Budapest Airport buyback may take 45 years to pay off despite promises of massive dividends

The repurchase of Budapest Airport was hailed by the Hungarian government as one of its biggest economic achievements last year. According to National Economy Minister Márton Nagy, the deal would quickly pay off, as the airport paid out HUF 100 billion in dividends in 2024. However, the figures reveal a much less rosy picture: Budapest Airport Plc actually recorded a net profit of HUF 41 billion, of which 80% — around HUF 32.8 billion — belongs to the state.
A decades-long wait for a return on investment
An analysis by Népszava found that, based on these figures, the state’s HUF 1,453 billion investment could take nearly 45 years to break even — or around 30 years even under optimistic scenarios. For comparison, experts estimate the return on the Budapest–Belgrade railway to be around 979 years.
When the airport was privatised in 2005, the state leased the operating rights for 75 years to the British company BAA Ltd., which paid EUR 2.5 billion for a 75% stake. In 2023, the current government repurchased the company for EUR 4.5 billion, of which the state acquired 80%, while the remaining 20% went to France’s Vinci Airports, which now handles professional operations.
The transaction appears to have been driven more by political and prestige considerations than economic ones. Prime Minister Viktor Orbán’s government has long treated the airport’s return to state ownership as a strategic goal — even though Hungarian companies could freely use the Ferihegy air hub before the buyback. Critics argue that the more than HUF 1 trillion investment could instead have been channelled into education, healthcare, or transport infrastructure — projects that would likely have brought faster and more reliable returns.
Photo: Daily News Hungary
New airport road and railway: preparation works begin
While debate continues over the economic rationale behind the airport purchase, the government has already launched new infrastructure developments. According to Magyar Építők, preparations are underway for a new express road leading to Liszt Ferenc International Airport, as a public procurement tender for demolition works has now been published.
The project is part of a broader HUF 1,000 billion investment plan aimed at improving airport accessibility. Plans include the construction of a new Terminal 3, along with a railway line and road network that would provide a direct link to the city centre. The estimated cost of the road construction alone is EUR 500 million, with completion expected within two to two and a half years.
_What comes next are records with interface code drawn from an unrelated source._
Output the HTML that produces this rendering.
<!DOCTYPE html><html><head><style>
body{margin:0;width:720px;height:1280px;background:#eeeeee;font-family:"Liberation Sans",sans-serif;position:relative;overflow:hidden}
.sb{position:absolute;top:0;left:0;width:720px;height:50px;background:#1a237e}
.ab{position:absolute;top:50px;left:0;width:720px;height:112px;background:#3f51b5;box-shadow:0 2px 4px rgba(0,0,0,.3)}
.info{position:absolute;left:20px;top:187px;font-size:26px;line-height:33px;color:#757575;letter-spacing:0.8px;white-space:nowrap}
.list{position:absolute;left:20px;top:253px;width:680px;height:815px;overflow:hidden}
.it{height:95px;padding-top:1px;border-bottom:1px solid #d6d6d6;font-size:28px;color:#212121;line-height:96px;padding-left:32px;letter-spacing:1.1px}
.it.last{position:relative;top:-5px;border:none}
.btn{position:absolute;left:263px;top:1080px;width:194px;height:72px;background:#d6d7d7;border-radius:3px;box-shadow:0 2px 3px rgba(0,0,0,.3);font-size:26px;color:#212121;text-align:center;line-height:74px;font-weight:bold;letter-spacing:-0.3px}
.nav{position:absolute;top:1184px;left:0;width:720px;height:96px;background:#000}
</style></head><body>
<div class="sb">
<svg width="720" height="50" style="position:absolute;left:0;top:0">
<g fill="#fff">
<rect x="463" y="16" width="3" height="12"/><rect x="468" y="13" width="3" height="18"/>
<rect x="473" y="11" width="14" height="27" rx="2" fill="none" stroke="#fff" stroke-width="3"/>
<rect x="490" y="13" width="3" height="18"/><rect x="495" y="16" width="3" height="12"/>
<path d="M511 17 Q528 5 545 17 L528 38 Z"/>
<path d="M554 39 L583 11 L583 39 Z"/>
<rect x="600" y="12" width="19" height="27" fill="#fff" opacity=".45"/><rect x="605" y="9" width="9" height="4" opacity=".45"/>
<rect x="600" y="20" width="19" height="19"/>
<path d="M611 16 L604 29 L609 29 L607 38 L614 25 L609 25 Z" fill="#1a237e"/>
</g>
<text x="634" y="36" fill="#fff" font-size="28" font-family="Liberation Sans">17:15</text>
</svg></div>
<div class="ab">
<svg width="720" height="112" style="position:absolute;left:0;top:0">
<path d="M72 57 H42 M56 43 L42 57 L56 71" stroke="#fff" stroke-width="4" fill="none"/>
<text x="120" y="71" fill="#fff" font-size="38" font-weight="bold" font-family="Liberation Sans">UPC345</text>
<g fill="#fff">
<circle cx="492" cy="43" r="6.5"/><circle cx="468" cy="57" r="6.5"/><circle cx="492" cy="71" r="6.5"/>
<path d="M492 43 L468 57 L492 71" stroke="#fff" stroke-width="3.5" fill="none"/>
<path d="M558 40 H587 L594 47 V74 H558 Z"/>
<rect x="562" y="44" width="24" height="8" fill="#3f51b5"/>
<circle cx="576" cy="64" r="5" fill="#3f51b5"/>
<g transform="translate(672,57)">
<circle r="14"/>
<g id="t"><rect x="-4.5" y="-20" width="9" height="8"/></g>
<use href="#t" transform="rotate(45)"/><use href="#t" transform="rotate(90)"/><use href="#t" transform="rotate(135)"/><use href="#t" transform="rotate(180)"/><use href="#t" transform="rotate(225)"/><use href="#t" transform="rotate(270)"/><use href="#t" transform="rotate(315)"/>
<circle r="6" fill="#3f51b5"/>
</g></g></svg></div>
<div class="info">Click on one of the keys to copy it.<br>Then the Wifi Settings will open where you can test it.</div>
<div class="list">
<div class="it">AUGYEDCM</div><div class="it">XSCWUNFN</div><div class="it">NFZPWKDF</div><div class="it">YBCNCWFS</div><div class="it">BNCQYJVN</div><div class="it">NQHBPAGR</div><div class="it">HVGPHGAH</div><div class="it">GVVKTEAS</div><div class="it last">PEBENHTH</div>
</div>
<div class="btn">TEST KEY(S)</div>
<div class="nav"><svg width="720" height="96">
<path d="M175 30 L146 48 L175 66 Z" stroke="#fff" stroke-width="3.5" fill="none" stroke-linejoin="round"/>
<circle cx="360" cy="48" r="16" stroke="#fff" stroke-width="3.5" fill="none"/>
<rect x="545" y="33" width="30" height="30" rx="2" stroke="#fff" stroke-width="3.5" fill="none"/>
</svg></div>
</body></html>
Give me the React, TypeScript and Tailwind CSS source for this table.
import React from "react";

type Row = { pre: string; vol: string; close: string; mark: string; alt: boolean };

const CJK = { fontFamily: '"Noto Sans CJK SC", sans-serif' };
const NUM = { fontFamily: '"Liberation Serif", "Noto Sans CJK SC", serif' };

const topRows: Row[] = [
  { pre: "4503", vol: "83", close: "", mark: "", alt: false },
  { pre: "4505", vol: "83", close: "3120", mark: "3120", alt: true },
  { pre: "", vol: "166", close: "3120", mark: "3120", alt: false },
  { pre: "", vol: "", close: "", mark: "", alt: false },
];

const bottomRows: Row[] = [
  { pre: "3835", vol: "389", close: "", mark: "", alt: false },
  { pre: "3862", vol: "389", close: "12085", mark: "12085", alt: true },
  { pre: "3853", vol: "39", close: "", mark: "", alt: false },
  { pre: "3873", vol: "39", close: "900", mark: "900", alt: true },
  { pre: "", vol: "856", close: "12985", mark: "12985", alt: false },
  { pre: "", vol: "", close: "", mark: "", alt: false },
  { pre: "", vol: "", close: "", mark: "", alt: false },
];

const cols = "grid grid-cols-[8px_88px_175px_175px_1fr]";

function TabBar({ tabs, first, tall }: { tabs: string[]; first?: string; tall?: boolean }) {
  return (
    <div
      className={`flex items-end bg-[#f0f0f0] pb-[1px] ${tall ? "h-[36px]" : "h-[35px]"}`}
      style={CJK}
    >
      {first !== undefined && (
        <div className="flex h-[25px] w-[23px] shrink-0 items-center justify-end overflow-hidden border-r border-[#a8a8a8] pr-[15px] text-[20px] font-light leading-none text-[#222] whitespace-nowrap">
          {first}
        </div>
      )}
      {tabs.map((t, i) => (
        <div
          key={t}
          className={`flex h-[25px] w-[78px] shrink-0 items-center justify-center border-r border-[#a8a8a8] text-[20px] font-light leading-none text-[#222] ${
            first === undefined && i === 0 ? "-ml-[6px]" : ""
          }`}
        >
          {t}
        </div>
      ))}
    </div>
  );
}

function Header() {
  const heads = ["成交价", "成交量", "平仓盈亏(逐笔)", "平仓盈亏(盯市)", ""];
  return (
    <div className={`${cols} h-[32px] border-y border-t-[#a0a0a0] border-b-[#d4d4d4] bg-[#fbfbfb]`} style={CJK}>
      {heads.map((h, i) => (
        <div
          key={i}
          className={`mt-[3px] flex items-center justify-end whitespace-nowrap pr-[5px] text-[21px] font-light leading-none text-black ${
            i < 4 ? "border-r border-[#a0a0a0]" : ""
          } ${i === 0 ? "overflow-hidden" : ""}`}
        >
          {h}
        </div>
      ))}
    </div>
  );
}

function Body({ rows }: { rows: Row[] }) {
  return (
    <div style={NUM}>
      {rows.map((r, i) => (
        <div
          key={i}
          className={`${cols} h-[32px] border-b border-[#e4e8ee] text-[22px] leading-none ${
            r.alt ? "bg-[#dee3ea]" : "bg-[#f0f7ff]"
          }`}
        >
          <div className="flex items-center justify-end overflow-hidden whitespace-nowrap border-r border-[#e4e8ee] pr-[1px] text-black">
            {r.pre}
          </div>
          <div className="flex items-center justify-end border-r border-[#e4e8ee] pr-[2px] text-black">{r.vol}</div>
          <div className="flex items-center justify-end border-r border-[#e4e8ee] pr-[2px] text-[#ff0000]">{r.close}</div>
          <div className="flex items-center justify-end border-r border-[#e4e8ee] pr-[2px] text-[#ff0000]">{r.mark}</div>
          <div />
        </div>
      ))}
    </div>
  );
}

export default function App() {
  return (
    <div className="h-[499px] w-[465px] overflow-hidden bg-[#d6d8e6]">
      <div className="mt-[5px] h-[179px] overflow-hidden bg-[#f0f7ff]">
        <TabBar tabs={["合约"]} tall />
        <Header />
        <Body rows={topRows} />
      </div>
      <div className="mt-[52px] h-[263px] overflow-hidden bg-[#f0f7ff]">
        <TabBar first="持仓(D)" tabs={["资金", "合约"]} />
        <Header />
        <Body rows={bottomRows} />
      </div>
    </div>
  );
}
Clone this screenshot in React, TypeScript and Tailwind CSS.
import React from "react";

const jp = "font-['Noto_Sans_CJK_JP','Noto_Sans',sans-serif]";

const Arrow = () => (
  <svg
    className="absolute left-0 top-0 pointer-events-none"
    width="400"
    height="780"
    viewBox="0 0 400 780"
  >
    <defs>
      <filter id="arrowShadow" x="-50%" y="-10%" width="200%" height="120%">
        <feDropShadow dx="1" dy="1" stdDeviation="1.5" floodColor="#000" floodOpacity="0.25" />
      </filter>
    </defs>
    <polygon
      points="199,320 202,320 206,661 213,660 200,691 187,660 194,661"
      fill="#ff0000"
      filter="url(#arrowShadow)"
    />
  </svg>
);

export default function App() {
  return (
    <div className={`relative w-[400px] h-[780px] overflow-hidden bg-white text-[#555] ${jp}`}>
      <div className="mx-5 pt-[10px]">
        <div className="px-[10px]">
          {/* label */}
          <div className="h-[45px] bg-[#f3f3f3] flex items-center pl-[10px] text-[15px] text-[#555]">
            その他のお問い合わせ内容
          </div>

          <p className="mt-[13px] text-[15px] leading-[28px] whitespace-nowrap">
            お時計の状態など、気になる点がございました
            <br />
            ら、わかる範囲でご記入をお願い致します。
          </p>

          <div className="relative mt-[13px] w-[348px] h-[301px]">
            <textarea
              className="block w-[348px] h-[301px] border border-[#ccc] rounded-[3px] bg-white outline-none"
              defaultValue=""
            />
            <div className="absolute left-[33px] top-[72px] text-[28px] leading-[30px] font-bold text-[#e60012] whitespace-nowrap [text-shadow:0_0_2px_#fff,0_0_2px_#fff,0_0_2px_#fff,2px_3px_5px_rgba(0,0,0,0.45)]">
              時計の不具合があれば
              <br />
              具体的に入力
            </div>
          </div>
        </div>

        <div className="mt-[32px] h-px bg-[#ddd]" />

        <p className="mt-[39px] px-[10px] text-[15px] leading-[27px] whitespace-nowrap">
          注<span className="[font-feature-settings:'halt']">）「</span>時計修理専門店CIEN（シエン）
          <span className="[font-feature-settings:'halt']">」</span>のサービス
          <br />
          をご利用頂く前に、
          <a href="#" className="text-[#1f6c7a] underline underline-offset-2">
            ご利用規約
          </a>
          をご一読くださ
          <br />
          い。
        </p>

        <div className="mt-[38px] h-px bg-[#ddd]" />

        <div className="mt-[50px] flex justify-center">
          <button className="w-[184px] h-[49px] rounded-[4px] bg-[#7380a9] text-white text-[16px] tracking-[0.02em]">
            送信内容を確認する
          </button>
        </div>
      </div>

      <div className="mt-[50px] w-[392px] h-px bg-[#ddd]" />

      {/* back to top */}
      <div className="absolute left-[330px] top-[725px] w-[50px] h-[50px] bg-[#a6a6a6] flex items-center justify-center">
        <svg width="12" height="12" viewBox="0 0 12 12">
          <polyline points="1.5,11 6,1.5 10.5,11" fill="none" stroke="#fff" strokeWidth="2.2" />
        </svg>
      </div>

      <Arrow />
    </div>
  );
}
The current public procurement, worth HUF 11.8 billion, covers the demolition of 169 buildings, including more than 30 larger facilities exceeding 500 cubic metres. Special attention will be given to waste management and recycling during the demolition phase.
Photo: police.hu
Is it really worth it?
As the government spends yet another hundreds of billions of forints on airport-related projects, many continue to question whether the Budapest Airport buyback was truly justified. Current projections suggest the state’s investment will not pay off until around 2070 — just a few years before the original concession would have expired, and the airport would have automatically returned to state ownership free of charge.